This defense is unavailing. It must be remembered that the property involved is an unregistered land. When RBCC acquired it at foreclosure it registered its title under Act No. 3344 14 which specifically provides that" [a]ny registration made . . . shall be understood to be without prejudice to a third party with a better right." 15 In other words, registration under said Act, unlike under Act No. 496, 16 does not afford full protection as it must yield to a prior and valid title, even if unregistered. Therefore, even if petitioners relied on the registered title of their predecessor-in-interest (RBCC) they cannot capitalize on their being innocent purchasers for value and in good faith over and above Agapito’s valid and prior right to have his property foreclosed in accordance with law. The rule that the purchaser is not required to explore further than what the record in the Registry indicates on its face in quest of any hidden defect or inchoate right which may subsequently defeat his right thereto refers only to properties registered under the Torrens system, not to those under Act No. 3344. 17 Therefore, we agree with respondent court when it declared as null and void the deeds of sale of 26 July 1980 and 1 September 1980 evidencing the transfer of the controverted property to the Pulido spouses and then to the Gloria spouses. However, we cannot logically agree with the portion of the appealed decision directing petitioners to pay their vendors the amount corresponding to the purchase price with legal interest from the date of finality of the decision; 18 rather, it should be the other way around. The Pulidos should return to the Glorias P25,900.00 representing the amount which the latter paid by virtue of the deed of sale dated 1 September 1980. The Pulido spouses, in turn, can demand from RBCC the P25,900.00 which they paid to the latter when they purchased the foreclosed property on 26 July 1980.

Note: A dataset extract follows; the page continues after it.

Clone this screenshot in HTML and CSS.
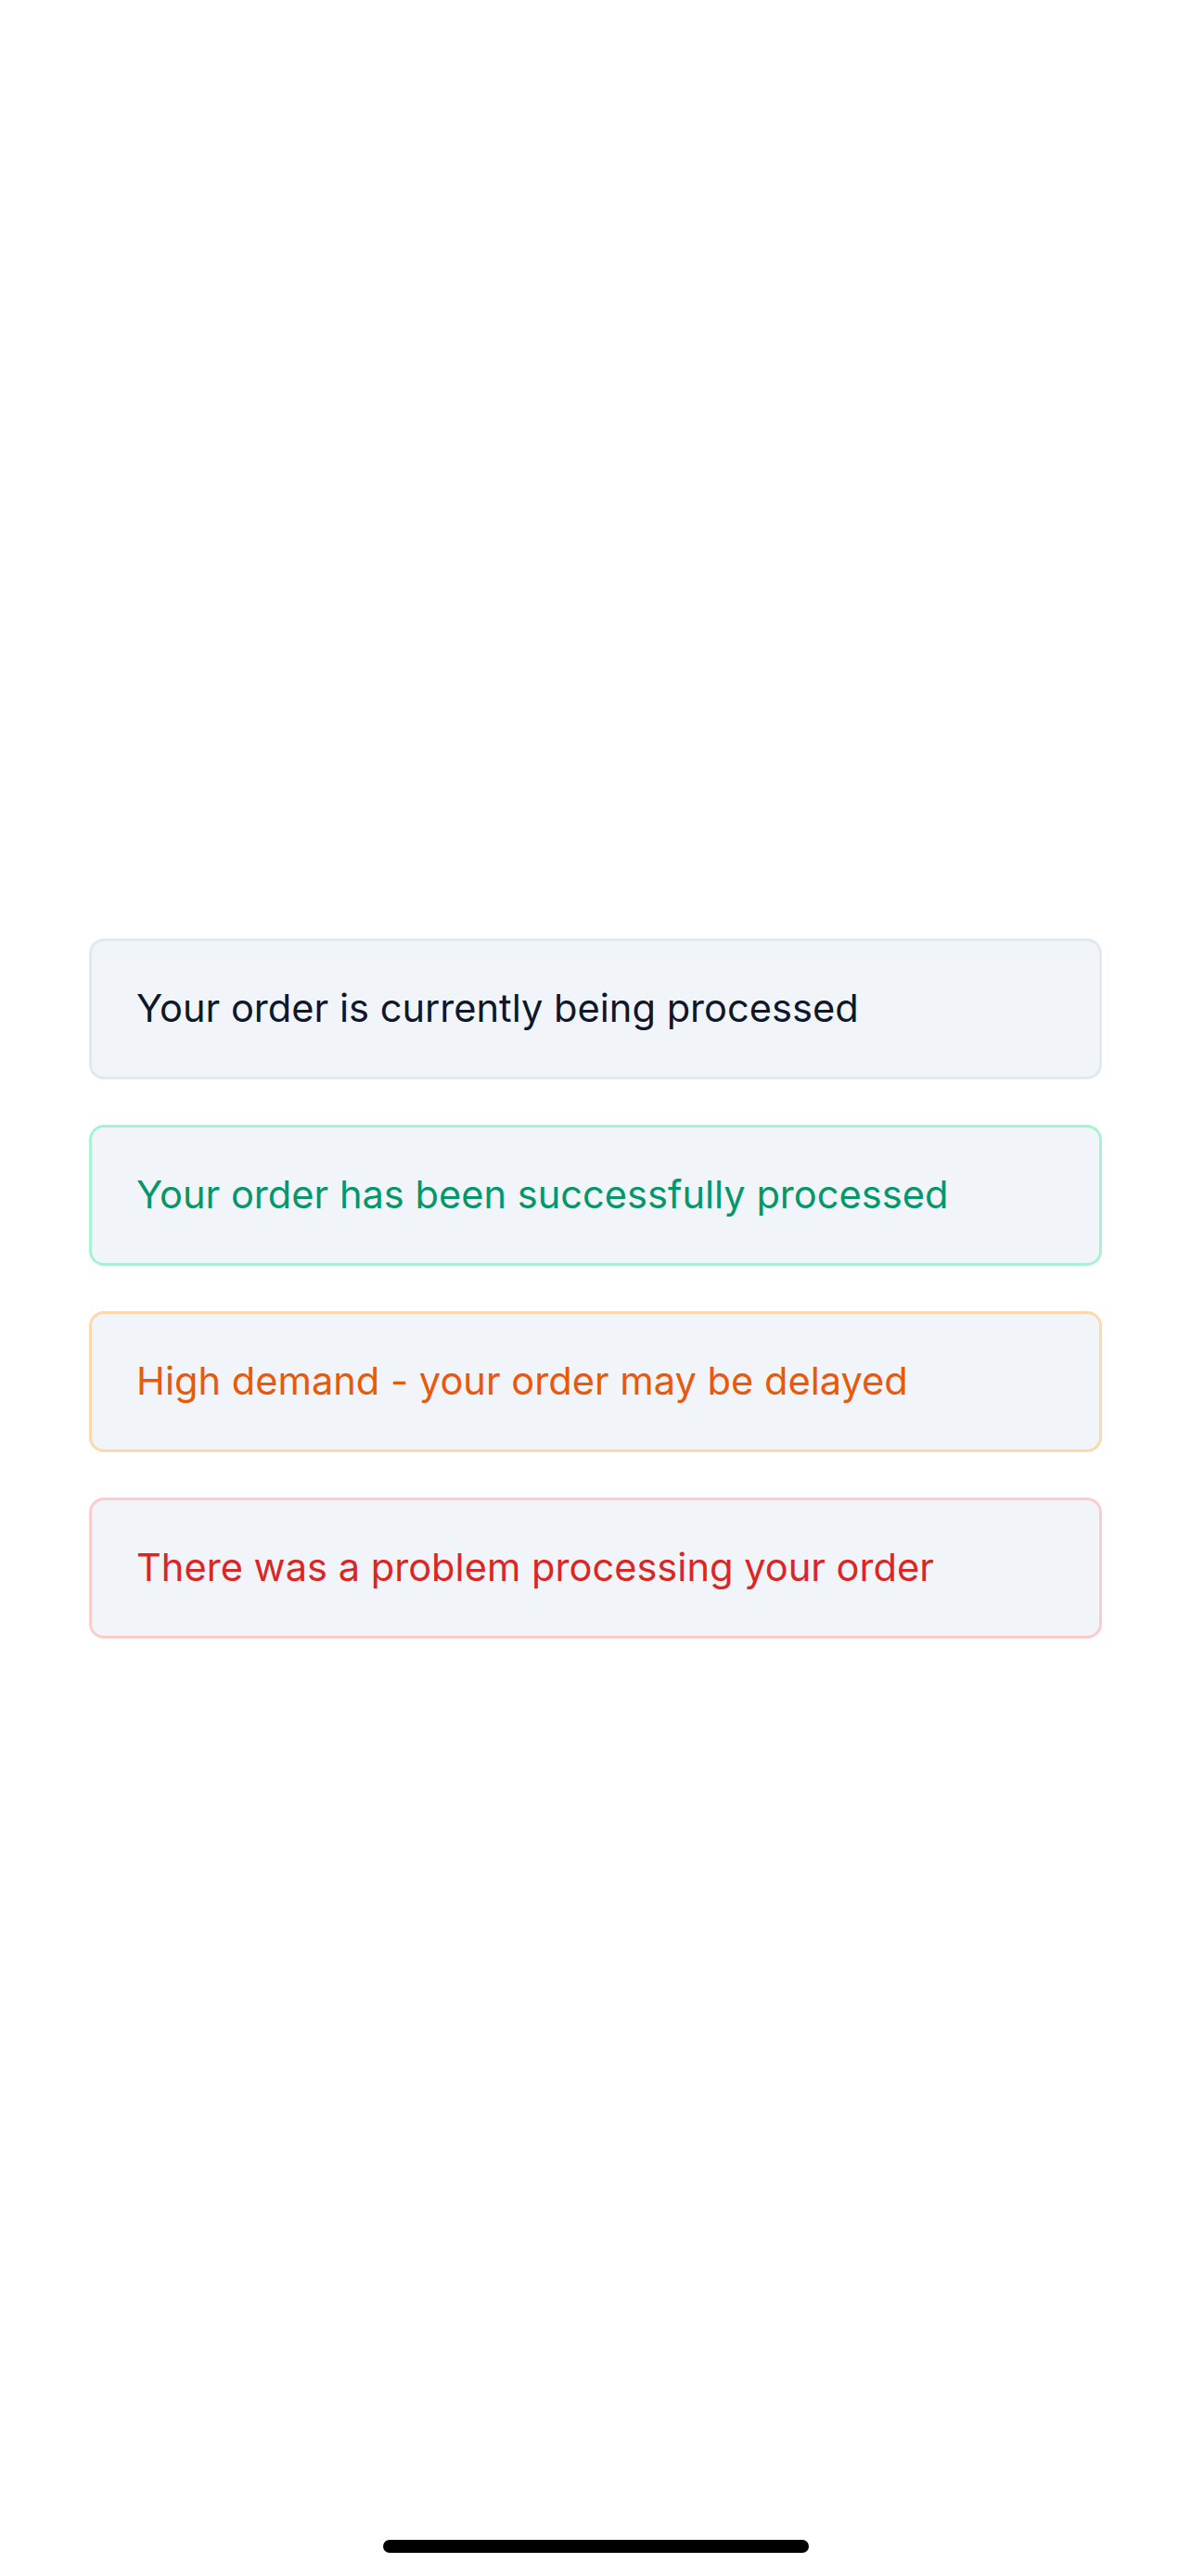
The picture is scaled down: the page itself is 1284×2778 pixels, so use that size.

Considering that private respondent Bienvenido Agapito had been given by RBCC several opportunities to buy back his property before foreclosure but which he merely ignored, we delete the portion of the decision appealed from awarding him an inextendible period of sixty (60) days within which to repurchase the controverted property.
WHEREFORE, the decision of the Court of Appeals of 24 February 1993 declaring the extrajudicial foreclosure of mortgage and auction sale held on 23 May 1973 void ab initio for failure to comply with Sec. 5, R.A. No. 720, as amended by Sec. 2, P.D. No. 122, is AFFIRMED without prejudice to another foreclosure sale conducted faithfully in compliance with the law.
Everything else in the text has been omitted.